Collected material:

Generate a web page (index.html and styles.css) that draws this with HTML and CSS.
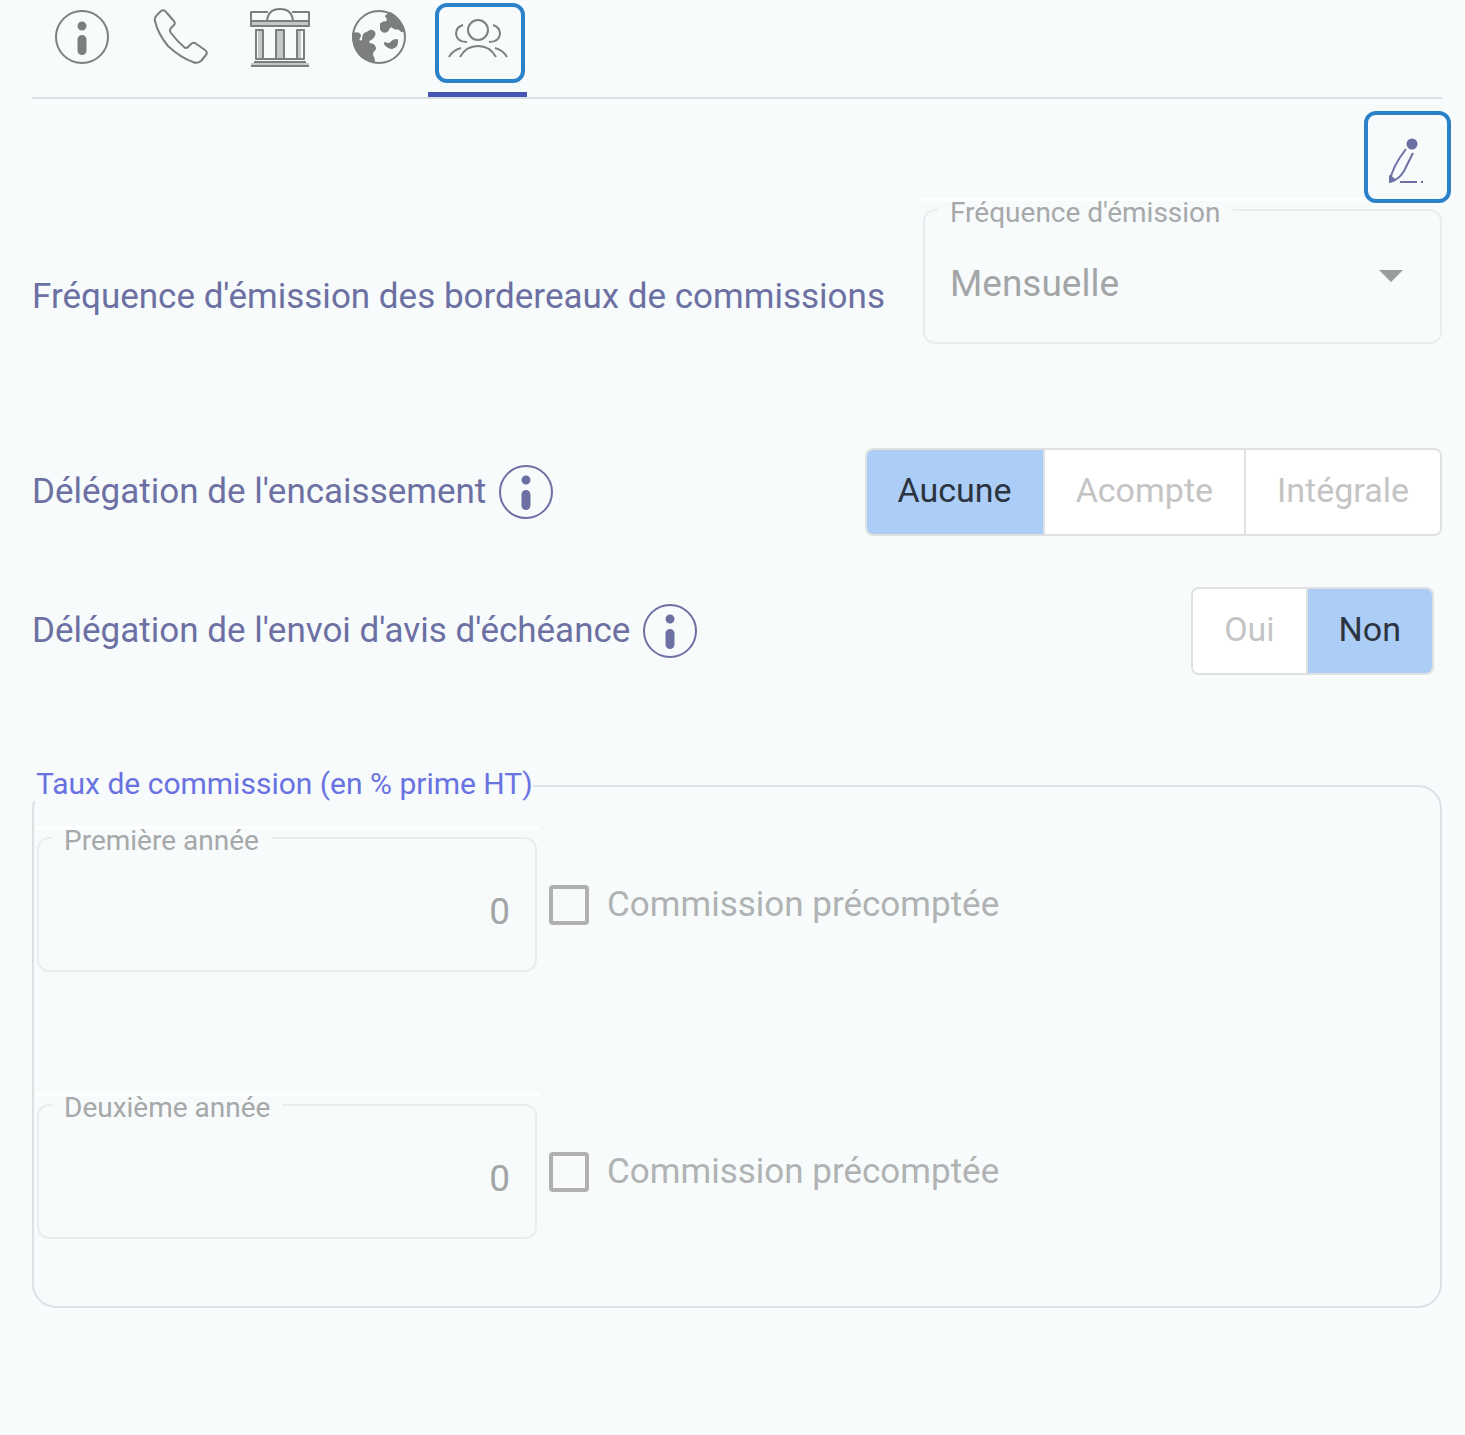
FILE: index.html
```html
<!DOCTYPE html>
<html lang="fr">
<head>
    <meta charset="UTF-8">
    <meta name="viewport" content="width=device-width, initial-scale=1.0">
    <title>Commissions</title>
    <link rel="stylesheet" href="styles.css">
</head>
<body>

    <nav class="tabs">
        <button class="tab" aria-label="Informations">
            <svg class="icon" viewBox="0 0 60 60">
                <circle cx="30" cy="29" r="26"/>
                <circle class="fill" cx="30" cy="18" r="3.5"/>
                <rect class="fill" x="26.5" y="28" width="7" height="18" rx="3.5"/>
            </svg>
        </button>
        <button class="tab" aria-label="Téléphone">
            <svg class="icon" viewBox="0 0 60 60">
                <path d="M4 13Q3 10 6 7L10 3Q13 1 15 4L22 12Q25 15 23 17L20 20Q18 22 20 25Q26 33 33 39Q35 41 37 39L40 36Q42 34 44 35L54 42Q57 44 55 47L50 53Q46 56 42 54Q30 50 17 38Q7 26 4 13Z"/>
            </svg>
        </button>
        <button class="tab" aria-label="Banque">
            <svg class="icon" viewBox="0 0 60 60">
                <path class="shade" d="M8 22h5v29H8zM26 22h8v29h-8zM46 22h5v29h-5zM1 13h58v5H1zM1 55h58v3H1z"/>
                <path d="M18 4H1V18H59V4H42M1 13H59M17 13Q18 1 30 1T43 13M6 22H13V51H6ZM26 22H34V51H26ZM47 22H54V51H47ZM6 51H54M4 54H56M1 58H59"/>
            </svg>
        </button>
        <button class="tab" aria-label="Pays">
            <svg class="icon" viewBox="0 0 60 60">
                <circle cx="30" cy="29" r="26"/>
                <path class="fill" d="M41 5Q51 10 55 23Q52 24 50 20Q47 22 42 18Q40 19 38 23Q34 25 32 21V16Q34 14 38 14Q40 11 37 8ZM36 35Q39 37 42 35Q44 32 48 32Q49 39 43 40Q39 40 36 36ZM4 26Q9 24 11 27Q11 29 9 32Q12 35 14 32Q14 25 18 25Q22 21 25 24Q27 27 22 31Q18 32 20 36Q26 36 26 41Q21 46 24 49Q25 52 25 54Q6 51 4 29Z"/>
            </svg>
        </button>
        <button class="tab active" aria-label="Commissions">
            <svg class="icon" viewBox="0 0 60 60">
                <circle cx="30" cy="22" r="10"/>
                <path d="M12 49Q18 38 30 38T48 49M1 49Q5 42 13 40M59 49Q55 42 47 40M15 17Q8 19 8 26Q9 34 19 34M45 17Q52 19 52 26Q51 34 41 34"/>
            </svg>
        </button>
    </nav>

    <main class="panel">
        <div class="toolbar">
            <button class="edit" aria-label="Modifier">
                <svg viewBox="0 0 48 56">
                    <circle class="fill" cx="28" cy="15" r="4.5"/>
                    <path d="M22 20Q8 38 6 52Q14 52 20 42L29 24M16 53H33M37 53H39"/>
                    <path class="fill" d="M6 47L11 51L6 53Z"/>
                </svg>
            </button>
        </div>

        <div class="row first">
            <span class="text">Fréquence d'émission des bordereaux de commissions</span>
            <fieldset class="field frequency">
                <legend><label for="frequence">Fréquence d'émission</label></legend>
                <select id="frequence" disabled>
                    <option>Mensuelle</option>
                </select>
            </fieldset>
        </div>

        <div class="row collection">
            <span class="text">Délégation de l'encaissement
                <svg class="icon" viewBox="0 0 60 60">
                    <circle cx="30" cy="30" r="26"/>
                    <circle class="fill" cx="30" cy="18" r="3.5"/>
                    <rect class="fill" x="26.5" y="29" width="7" height="18" rx="3.5"/>
                </svg>
            </span>
            <div class="toggle">
                <button class="selected" disabled>Aucune</button>
                <button disabled>Acompte</button>
                <button disabled>Intégrale</button>
            </div>
        </div>

        <div class="row notice">
            <span class="text">Délégation de l'envoi d'avis d'échéance
                <svg class="icon" viewBox="0 0 60 60">
                    <circle cx="30" cy="30" r="26"/>
                    <circle class="fill" cx="30" cy="18" r="3.5"/>
                    <rect class="fill" x="26.5" y="29" width="7" height="18" rx="3.5"/>
                </svg>
            </span>
            <div class="toggle">
                <button disabled>Oui</button>
                <button class="selected" disabled>Non</button>
            </div>
        </div>

        <fieldset class="rates">
            <legend>Taux de commission (en % prime HT)</legend>
            <div class="rate">
                <fieldset class="field">
                    <legend><label for="annee1">Première année</label></legend>
                    <input type="text" id="annee1" value="0" disabled>
                </fieldset>
                <label class="check"><input type="checkbox" disabled>Commission précomptée</label>
            </div>
            <div class="rate">
                <fieldset class="field">
                    <legend><label for="annee2">Deuxième année</label></legend>
                    <input type="text" id="annee2" value="0" disabled>
                </fieldset>
                <label class="check"><input type="checkbox" disabled>Commission précomptée</label>
            </div>
        </fieldset>
    </main>

</body>
</html>
```
FILE: styles.css
```css
*,
*::before,
*::after {
    box-sizing: border-box;
}

body {
    font-family: Roboto, 'Liberation Sans', sans-serif;
    margin: 0;
    padding: 0 23px 0 32px;
    background-color: #f7fbfc;
    color: #6c70a2;
}

button,
input,
select {
    font-family: inherit;
    margin: 0;
}

fieldset {
    margin: 0;
    padding: 0;
    min-width: 0;
}

svg {
    display: block;
    fill: none;
    stroke: currentColor;
    stroke-width: 2;
    stroke-linejoin: round;
}

svg .fill {
    fill: currentColor;
}

svg .shade {
    fill: #c4c7c8;
    stroke: none;
}

.icon {
    width: 60px;
    height: 60px;
    flex: none;
}

/* tabs */
.tabs {
    display: flex;
    border-bottom: 2px solid #dcdfe1;
}

.tab {
    position: relative;
    width: 99px;
    height: 97px;
    padding: 8px 0 24px;
    border: 0;
    border-bottom: 5px solid transparent;
    background: none;
    color: #7c7e7f;
}

.tab .icon {
    margin: 0 auto;
}

.tab.active {
    border-bottom-color: #4453b6;
}

.tab.active::after {
    content: "";
    position: absolute;
    top: 3px;
    left: 7px;
    width: 90px;
    height: 80px;
    border: 4px solid #2c82c9;
    border-radius: 12px;
}

.toolbar {
    display: flex;
    justify-content: flex-end;
    padding-top: 12px;
    margin-right: -9px;
}

.edit {
    position: relative;
    z-index: 1;
    width: 87px;
    height: 92px;
    padding: 0;
    border: 4px solid #2c82c9;
    border-radius: 12px;
    background-color: #f7fbfc;
    color: #6c70a2;
}

.edit svg {
    width: 48px;
    height: 56px;
    margin: 0 auto;
}

/* rows */
.row {
    display: flex;
    justify-content: space-between;
    align-items: center;
}

.row.first {
    align-items: flex-end;
    margin-top: -11px;
}

.row.first .text {
    padding-bottom: 27px;
}

.row.collection {
    margin-top: 104px;
}

.row.notice {
    margin-top: 51px;
    padding-right: 8px;
}

.text {
    display: flex;
    align-items: center;
    gap: 10px;
    font-size: 35px;
    line-height: 40px;
}

.toggle {
    display: flex;
    border: 2px solid #dfe0e1;
    border-radius: 8px;
    overflow: hidden;
}

.toggle button {
    height: 84px;
    padding: 0 31px 4px;
    border: 0;
    background-color: #fff;
    color: #c4c4c4;
    font-size: 34px;
}

.toggle button + button {
    border-left: 2px solid #dfe0e1;
}

.toggle .selected {
    background-color: #accdf6;
    color: #2b3440;
}

/* outlined fields */
.field {
    position: relative;
    width: 500px;
    border: 2px solid #e9edee;
    border-radius: 12px;
}

.field.frequency {
    width: 519px;
}

.field::before {
    content: "";
    position: absolute;
    top: -30px;
    left: -4px;
    right: -4px;
    height: 3px;
    background-color: #fff;
}

.field legend {
    margin-left: 13px;
    padding: 6px 12px 0;
    color: #a6a8a9;
    font-size: 28px;
    line-height: 30px;
}

.field legend label {
    display: block;
}

.field select,
.field > input {
    display: block;
    width: 100%;
    height: 114px;
    padding: 0 25px 4px;
    border: 0;
    background: none;
    color: #a3a5a6;
    font-size: 37px;
    opacity: 1;
    appearance: none;
}

.field > input {
    text-align: right;
}

.frequency::after {
    content: "";
    position: absolute;
    top: 42px;
    right: 37px;
    border: 12px solid transparent;
    border-top-color: #999b9c;
    border-bottom: 0;
}

/* commission rates */
.rates {
    margin-top: 96px;
    padding: 19px 3px 67px;
    border: 2px solid #dde1e4;
    border-radius: 24px;
}

.rates > legend {
    margin-left: -5px;
    padding: 0 0 4px 4px;
    color: #6972e0;
    font-size: 30px;
    line-height: 26px;
}

.rate {
    display: flex;
    align-items: center;
    gap: 12px;
}

.rate + .rate {
    margin-top: 115px;
}

.check {
    display: flex;
    align-items: center;
    gap: 18px;
    padding-top: 18px;
    color: #b0b2b3;
    font-size: 35px;
    line-height: 40px;
}

.check input {
    width: 40px;
    height: 40px;
    margin: 0;
    border: 4px solid #b0b0b0;
    border-radius: 4px;
    appearance: none;
}
```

Exercise prompt:
Among the lines above, how many contain the string "index"? State the number alone.

The completed task:
3